There's this concept in tabletop that sometimes called "Your Dudes", which basically describes how incredibly attached you get as a player to an army if you take the opportunity to customize them. My own Sisters of Battle aren't just pixels on a screen that I spawn in when I have enough command points, I remember painting literally every single on of their guns, liveries, and armored corsets. I've thought of names for each of the squads and applied little color variations to them so I can tell them apart on the board. I know the names of the sergeants and exactly what bits and pieces of wargear I attached to each of them so I can swap them in and out based on my army list. I have a whole backstory about how they come from a feudal planet and their liveries are super colorful because it's their family's banner.
Anyway I think that people who actually play the game get way more attached to the universe than in other hobbies, and that drives them to want to bend over backwards to explain why their faction is the Good Guys, actually.
Look at this nerd, painting their miniatures (I kid).
I'm under no illusions that my spiky space elves are not the good guys. They are hyper-individualist anti-buddhists, completely unable to see any interaction as anything other than a zero-sum game and have discovered that by feeding off the suffering of others they can live forever.

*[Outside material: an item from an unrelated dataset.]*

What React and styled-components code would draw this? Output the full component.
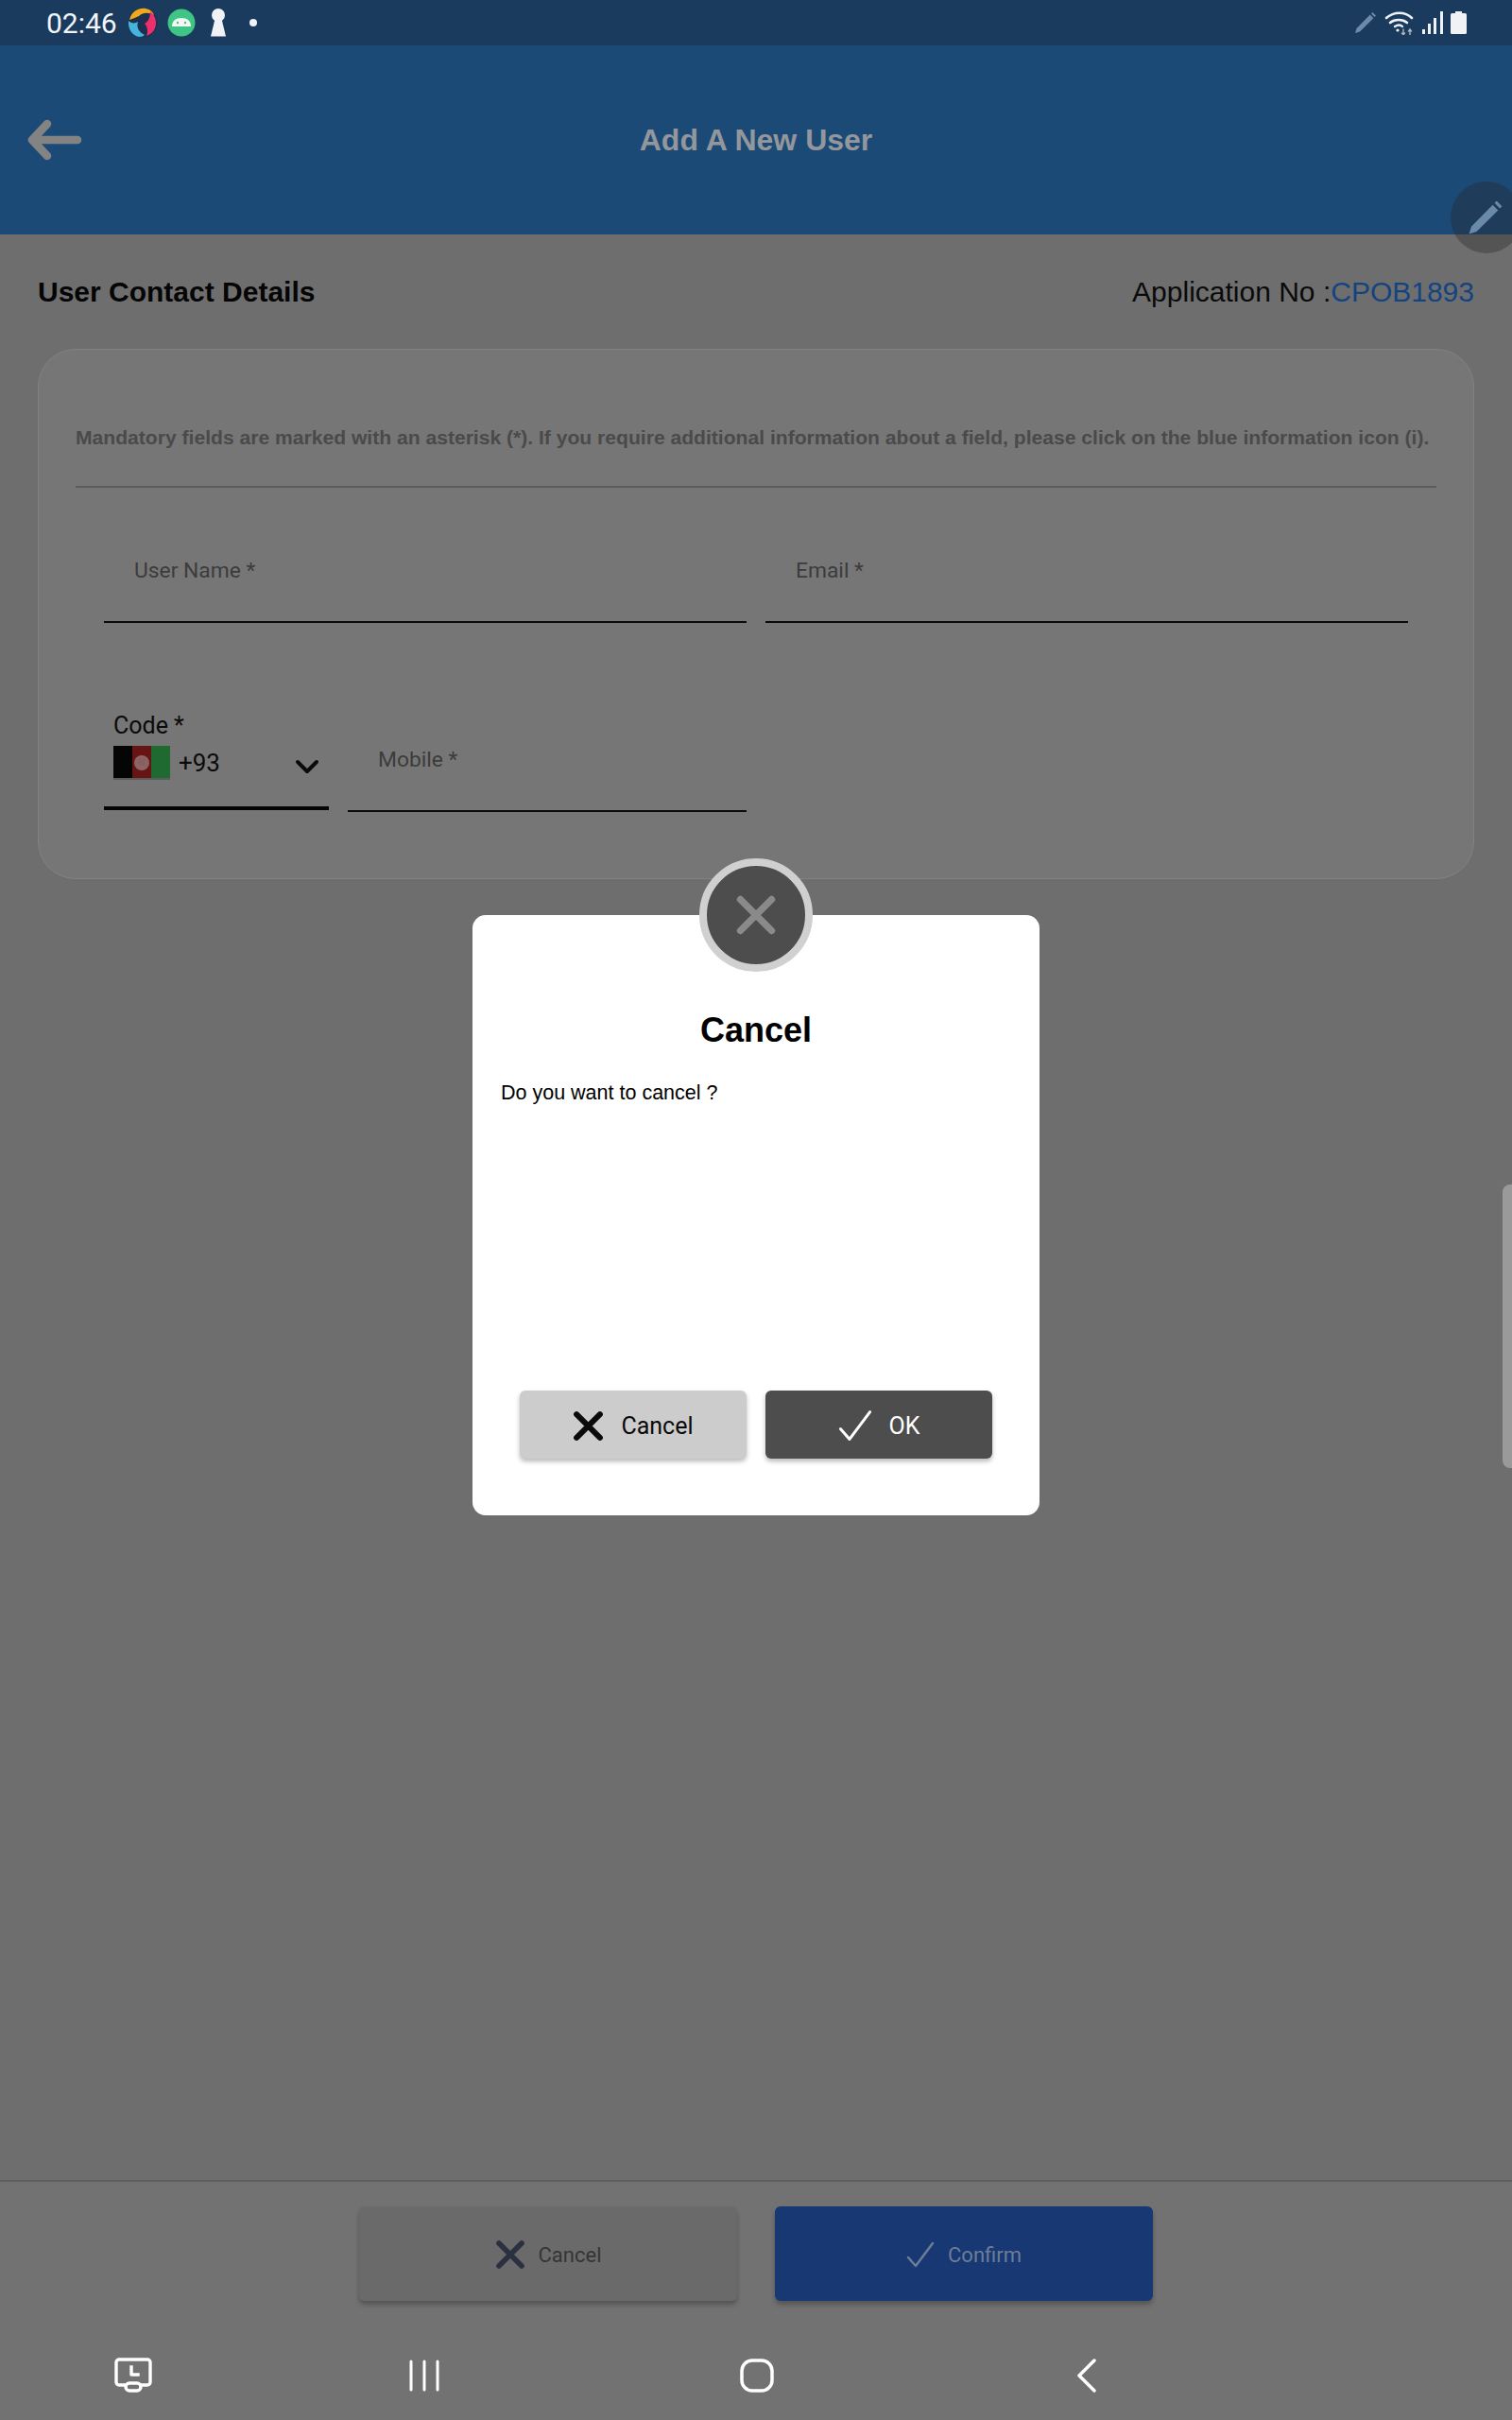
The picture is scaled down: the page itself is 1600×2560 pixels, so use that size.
import React from "react";
import styled, { createGlobalStyle } from "styled-components";

const GlobalStyle = createGlobalStyle`
  html, body {
    margin: 0;
    padding: 0;
    background: #6e6e6e;
    font-family: "Liberation Sans", Arial, sans-serif;
  }
  * { box-sizing: border-box; }
`;

function Swirl() {
  return (
    <svg width="32" height="32" viewBox="0 0 32 32">
      <circle cx="16" cy="16" r="15.5" fill="#1c3050" />
      <path d="M2 13C4 4 12 0 19 1c5 1 8 4 9 7-5-3-12-3-16 1-2 1-5 2-10 4z" fill="#f2a91c" />
      <path d="M24 4c6 5 8 13 4 20-2 3-5 5-8 6 2-5 1-10-2-13 4-2 6-7 6-13z" fill="#ee2f6c" />
      <path d="M1 14c3 3 7 3 10 1-2 6 1 11 7 14-1 1-3 2-6 2C5 30 0 22 1 14z" fill="#45b5dc" />
    </svg>
  );
}

function AndroidBadge() {
  return (
    <svg width="30" height="30" viewBox="0 0 30 30">
      <circle cx="15" cy="15" r="14.5" fill="#3fc585" />
      <path d="M5 19c0-6 4-9 10-9s10 3 10 9z" fill="#f3f8f5" />
      <circle cx="11" cy="15" r="1.2" fill="#3fc585" />
      <circle cx="19" cy="15" r="1.2" fill="#3fc585" />
    </svg>
  );
}

function Keyhole() {
  return (
    <svg width="18" height="30" viewBox="0 0 18 30">
      <circle cx="9" cy="7" r="7" fill="#f0f2f6" />
      <path d="M5.5 11h7L17 29.5H1z" fill="#f0f2f6" />
    </svg>
  );
}

function Pencil({ size, color }) {
  return (
    <svg width={size} height={size} viewBox="0 0 24 24">
      <path d="M1 23l1.6-5L16.8 3.6l3.6 3.6L6 21.4z" fill={color} />
      <path d="M18 2.4l1.4-1.4 3.6 3.6-1.4 1.4z" fill={color} />
    </svg>
  );
}

function Wifi() {
  return (
    <svg width="32" height="25" viewBox="0 0 32 25" fill="none" stroke="#eef1f5" strokeLinecap="round">
      <path d="M2 7c8-7 20-7 27 0" strokeWidth="2.6" />
      <path d="M6 12c5-4 13-4 18 0" strokeWidth="2.6" />
      <path d="M11 16c3-2 6-2 8 0" strokeWidth="2.4" />
      <circle cx="14" cy="20" r="1.6" fill="#eef1f5" stroke="none" />
      <path d="M20 19v6M18.500 23l1.500 2 1.500-2M27 25v-6M25.500 21l1.500-2 1.500 2" stroke="#a8b6c6" strokeWidth="1.400" />
    </svg>
  );
}

function Signal() {
  return (
    <svg width="22" height="24" viewBox="0 0 22 24" fill="#eef1f5">
      <rect x="0" y="19" width="3" height="5" />
      <rect x="6" y="13" width="3" height="11" />
      <rect x="12" y="7" width="3" height="17" />
      <rect x="19" y="0" width="3" height="24" />
    </svg>
  );
}

function Battery() {
  return (
    <svg width="17" height="24" viewBox="0 0 17 24" fill="#f0f2f6">
      <rect x="5" y="0" width="7" height="3" />
      <rect x="0" y="2" width="17" height="22" rx="1.500" />
    </svg>
  );
}

function BackArrow() {
  return (
    <svg width="60" height="44" viewBox="0 0 60 44" fill="none" stroke="#838383" strokeWidth="8.500" strokeLinecap="round" strokeLinejoin="round">
      <path d="M54 22H6M22 5L6 22l16 17" />
    </svg>
  );
}

function CrossIcon({ size, color, weight }) {
  return (
    <svg width={size} height={size} viewBox="0 0 24 24" fill="none" stroke={color} strokeWidth={weight} strokeLinecap="round">
      <path d="M3 3l18 18M21 3L3 21" />
    </svg>
  );
}

function CheckIcon({ size, color }) {
  return (
    <svg width={size} height={size} viewBox="0 0 30 30" fill="none" stroke={color} strokeWidth="2.500" strokeLinecap="round" strokeLinejoin="round">
      <path d="M2 18l8 9L28 3" />
    </svg>
  );
}

function Chevron() {
  return (
    <svg width="26" height="16" viewBox="0 0 26 16" fill="none" stroke="#0a0a0a" strokeWidth="4" strokeLinecap="round" strokeLinejoin="round">
      <path d="M3 3l10 10L23 3" />
    </svg>
  );
}

function AfghanFlag() {
  return (
    <svg width="60" height="36" viewBox="0 0 60 36">
      <rect width="20" height="36" fill="#050505" />
      <rect x="20" width="20" height="36" fill="#671414" />
      <rect x="40" width="20" height="36" fill="#1f6a30" />
      <circle cx="30" cy="18" r="8" fill="#8c6463" />
      <circle cx="30" cy="17" r="4" fill="#88605f" />
      <rect y="34" width="60" height="2" fill="#5c5c5c" />
    </svg>
  );
}

function RecentScreen() {
  return (
    <svg width="42" height="38" viewBox="0 0 42 38" fill="none" stroke="#fff" strokeWidth="3.400" strokeLinejoin="round">
      <path d="M13 29H6a3 3 0 0 1-3-3V5a3 3 0 0 1 3-3h30a3 3 0 0 1 3 3v21a3 3 0 0 1-3 3h-7" />
      <rect x="13" y="27" width="16" height="8" rx="4" />
      <path d="M19 10v8h7" strokeLinecap="square" />
    </svg>
  );
}

function RecentsBars() {
  return (
    <svg width="34" height="34" viewBox="0 0 34 34" stroke="#fff" strokeWidth="3" strokeLinecap="round">
      <path d="M3 2v30M17 2v30M31 2v30" />
    </svg>
  );
}

function HomeSquircle() {
  return (
    <svg width="36" height="36" viewBox="0 0 36 36" fill="none" stroke="#fff" strokeWidth="3.500">
      <rect x="2" y="2" width="32" height="32" rx="11" />
    </svg>
  );
}

function NavBack() {
  return (
    <svg width="24" height="36" viewBox="0 0 24 36" fill="none" stroke="#fff" strokeWidth="3.500" strokeLinecap="round" strokeLinejoin="round">
      <path d="M20 2L4 18l16 16" />
    </svg>
  );
}

const Screen = styled.div`
  position: relative;
  display: flex;
  flex-direction: column;
  width: 1600px;
  height: 2560px;
  overflow: hidden;
  background: #6e6e6e;
`;

const StatusBar = styled.div`
  display: flex;
  align-items: center;
  justify-content: space-between;
  height: 48px;
  padding: 0 48px 0 49px;
  background: #1a3a5e;
`;

const StatusGroup = styled.div`
  display: flex;
  align-items: center;
  gap: ${(p) => p.$gap}px;
`;

const Clock = styled.span`
  margin-right: 1px;
  font-family: Roboto, sans-serif;
  font-size: 30px;
  color: #f2f4f8;
`;

const KeyholeSlot = styled.span`
  margin-left: 5px;
  line-height: 0;
`;

const Dot = styled.span`
  width: 8px;
  height: 8px;
  margin-left: 14px;
  border-radius: 50%;
  background: #eef1f6;
`;

const Header = styled.header`
  position: relative;
  display: flex;
  align-items: center;
  justify-content: center;
  height: 200px;
  background: #1c4a77;
`;

const BackButton = styled.span`
  position: absolute;
  left: 28px;
  top: 78px;
  line-height: 0;
`;

const HeaderTitle = styled.h1`
  margin: 0;
  font-size: 32px;
  font-weight: 700;
  color: #93979c;
`;

const EditFab = styled.div`
  position: absolute;
  left: 1535px;
  top: 192px;
  display: flex;
  align-items: center;
  justify-content: center;
  width: 76px;
  height: 76px;
  padding-right: 2px;
  border-radius: 50%;
  background: rgba(40, 40, 40, 0.36);
`;

const Main = styled.main`
  flex: 1;
  padding: 0 40px;
`;

const SectionHead = styled.div`
  display: flex;
  align-items: center;
  justify-content: space-between;
  height: 121px;
`;

const SectionTitle = styled.h2`
  margin: 0;
  font-size: 30px;
  font-weight: 700;
  color: #050505;
`;

const AppNumber = styled.div`
  font-size: 30px;
  color: #0a0a0a;
`;

const AppCode = styled.span`
  color: #144480;
`;

const Card = styled.section`
  height: 561px;
  padding: 0 39px;
  background: #767676;
  border: 1px solid #828282;
  border-radius: 40px;
`;

const Notice = styled.p`
  height: 146px;
  margin: 0;
  padding-top: 79px;
  border-bottom: 2px solid #5c5c5c;
  font-size: 21.100px;
  font-weight: 700;
  line-height: 27px;
  white-space: nowrap;
  color: #4a4a4a;
`;

const FieldRow = styled.div`
  display: grid;
  grid-template-columns: 680px 680px;
  gap: 20px;
  margin: 0 30px;
`;

const TextField = styled.div`
  height: ${(p) => p.$height}px;
  padding: ${(p) => p.$top}px 0 0 ${(p) => p.$left}px;
  border-bottom: 2px solid #0a0a0a;
  font-family: Roboto, sans-serif;
  font-size: 22.800px;
  line-height: 26px;
  color: #3c3c3c;
`;

const MobileRow = styled.div`
  display: grid;
  grid-template-columns: 238px 422px;
  gap: 20px;
  margin: 76px 30px 0;
`;

const CodeField = styled.div`
  height: 122px;
  padding: 18px 10px 0;
  border-bottom: 4px solid #050505;
  font-family: Roboto, sans-serif;
  color: #0a0a0a;
`;

const CodeLabel = styled.div`
  margin-bottom: 6px;
  font-size: 25px;
  line-height: 30px;
`;

const CodeValue = styled.div`
  display: flex;
  align-items: center;
  font-size: 26px;
`;

const Flag = styled.span`
  line-height: 0;
  filter: blur(0.7px);
`;

const DialCode = styled.span`
  margin-left: 9px;
`;

const ChevronSlot = styled.span`
  margin: 8px 0 0 auto;
  line-height: 0;
`;

const Handle = styled.div`
  position: absolute;
  right: 0;
  top: 1253px;
  width: 10px;
  height: 300px;
  border-radius: 8px 0 0 8px;
  background: #9a9a9a;
`;

const BottomBar = styled.div`
  display: flex;
  justify-content: center;
  gap: 40px;
  height: 158px;
  padding-top: 26px;
  background: #727272;
  border-top: 2px solid #5f5f5f;
`;

const BarButton = styled.div`
  display: flex;
  align-items: center;
  justify-content: center;
  gap: ${(p) => p.$gap}px;
  width: 400px;
  height: 100px;
  padding-top: 2px;
  border-radius: 6px;
  background: ${(p) => (p.$primary ? "#173872" : "#6a6a6a")};
  box-shadow: 0 4px 5px rgba(0, 0, 0, 0.25);
  font-family: Roboto, sans-serif;
  font-size: 22px;
  color: ${(p) => (p.$primary ? "#6d7d99" : "#353535")};
`;

const NavBar = styled.nav`
  display: flex;
  align-items: center;
  height: 96px;
  padding-top: 2px;
  background: #727272;
`;

const NavSlot = styled.span`
  display: flex;
  justify-content: center;
  width: ${(p) => p.$width}px;
  margin-left: ${(p) => p.$left}px;
  line-height: 0;
`;

const Modal = styled.div`
  position: absolute;
  left: 500px;
  top: 968px;
  display: flex;
  flex-direction: column;
  width: 600px;
  height: 635px;
  padding: 92px 30px 0;
  border-radius: 14px;
  background: #fff;
`;

const ModalBadge = styled.div`
  position: absolute;
  left: 240px;
  top: -60px;
  display: flex;
  align-items: center;
  justify-content: center;
  width: 120px;
  height: 120px;
  border: 8px solid #d0d0d0;
  border-radius: 50%;
  background: #4d4d4d;
`;

const ModalTitle = styled.h3`
  margin: 0;
  font-size: 36px;
  line-height: 60px;
  font-weight: 700;
  text-align: center;
  color: #000;
`;

const ModalText = styled.p`
  margin: 23px 0 0;
  font-size: 21.500px;
  line-height: 26px;
  color: #000;
`;

const ModalActions = styled.div`
  display: flex;
  justify-content: center;
  gap: 20px;
  margin-top: 302px;
`;

const ModalButton = styled.div`
  display: flex;
  align-items: center;
  justify-content: center;
  gap: ${(p) => p.$gap}px;
  width: 240px;
  height: 72px;
  padding-top: 2px;
  border-radius: 6px;
  background: ${(p) => (p.$dark ? "#4d4d4d" : "#cccccc")};
  box-shadow: 0 3px 5px rgba(0, 0, 0, 0.28);
  font-family: Roboto, sans-serif;
  font-size: 25px;
  color: ${(p) => (p.$dark ? "#fff" : "#0a0a0a")};
`;

export default function App() {
  return (
    <Screen>
      <GlobalStyle />
      <StatusBar>
        <StatusGroup $gap={10}>
          <Clock>02:46</Clock>
          <Swirl />
          <AndroidBadge />
          <KeyholeSlot>
            <Keyhole />
          </KeyholeSlot>
          <Dot />
        </StatusGroup>
        <StatusGroup $gap={8}>
          <Pencil size={24} color="#6f8aa8" />
          <Wifi />
          <Signal />
          <Battery />
        </StatusGroup>
      </StatusBar>
      <Header>
        <BackButton>
          <BackArrow />
        </BackButton>
        <HeaderTitle>Add A New User</HeaderTitle>
      </Header>
      <EditFab>
        <Pencil size={38} color="#6a8aab" />
      </EditFab>
      <Main>
        <SectionHead>
          <SectionTitle>User Contact Details</SectionTitle>
          <AppNumber>
            Application No :<AppCode>CPOB1893</AppCode>
          </AppNumber>
        </SectionHead>
        <Card>
          <Notice>
            Mandatory fields are marked with an asterisk (*). If you require additional information about a field, please click on the blue information icon (i).
          </Notice>
          <FieldRow>
            <TextField $height={143} $top={75} $left={32}>User Name *</TextField>
            <TextField $height={143} $top={75} $left={32}>Email *</TextField>
          </FieldRow>
          <MobileRow>
            <CodeField>
              <CodeLabel>Code *</CodeLabel>
              <CodeValue>
                <Flag>
                  <AfghanFlag />
                </Flag>
                <DialCode>+93</DialCode>
                <ChevronSlot>
                  <Chevron />
                </ChevronSlot>
              </CodeValue>
            </CodeField>
            <TextField $height={124} $top={56} $left={32}>Mobile *</TextField>
          </MobileRow>
        </Card>
      </Main>
      <Handle />
      <BottomBar>
        <BarButton $gap={14}>
          <CrossIcon size={32} color="#2b3040" weight={4.2} />
          Cancel
        </BarButton>
        <BarButton $primary $gap={14}>
          <CheckIcon size={30} color="#6d7d99" />
          Confirm
        </BarButton>
      </BottomBar>
      <NavBar>
        <NavSlot $width={42} $left={120}><RecentScreen /></NavSlot>
        <NavSlot $width={34} $left={270}><RecentsBars /></NavSlot>
        <NavSlot $width={36} $left={317}><HomeSquircle /></NavSlot>
        <NavSlot $width={24} $left={319}><NavBack /></NavSlot>
      </NavBar>
      <Modal>
        <ModalBadge>
          <CrossIcon size={44} color="#8a8a8a" weight={4} />
        </ModalBadge>
        <ModalTitle>Cancel</ModalTitle>
        <ModalText>Do you want to cancel ?</ModalText>
        <ModalActions>
          <ModalButton $gap={18}>
            <CrossIcon size={33} color="#0a0a0a" weight={4.4} />
            Cancel
          </ModalButton>
          <ModalButton $dark $gap={18}>
            <CheckIcon size={36} color="#fff" />
            OK
          </ModalButton>
        </ModalActions>
      </Modal>
    </Screen>
  );
}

I think you can actually do philosophically interesting things with 40k, but usually it's just fanfic level fash-worship and glory (ironically or usually not).
I also think that the format of 40k, wherein you build and paint your army and then competitively duke it out with other players, lends itself to identifying with your army and seeking out your "clan" in a way that MtG or RPGs does not. Certainly some players in MtG will identify with a particular deck or build, but the game doesn't connect you with the lore of the cards you're using in the same way. I remember being a Dark Eldar player before 2009 (when the DE reboot happened), there was a level of camaraderie between Dark Eldar players as the unloved sons of GW in a way that I don't think existed for, say, green-black players in MtG.
Combined with the overtly fascist imagery of "the good guys", means that you wind up with a lot of unironic Imperium stans talking to a lot of other unironic Imperium stans. Obviously for GW, this is good business as they can sell lots of merch and miniatures.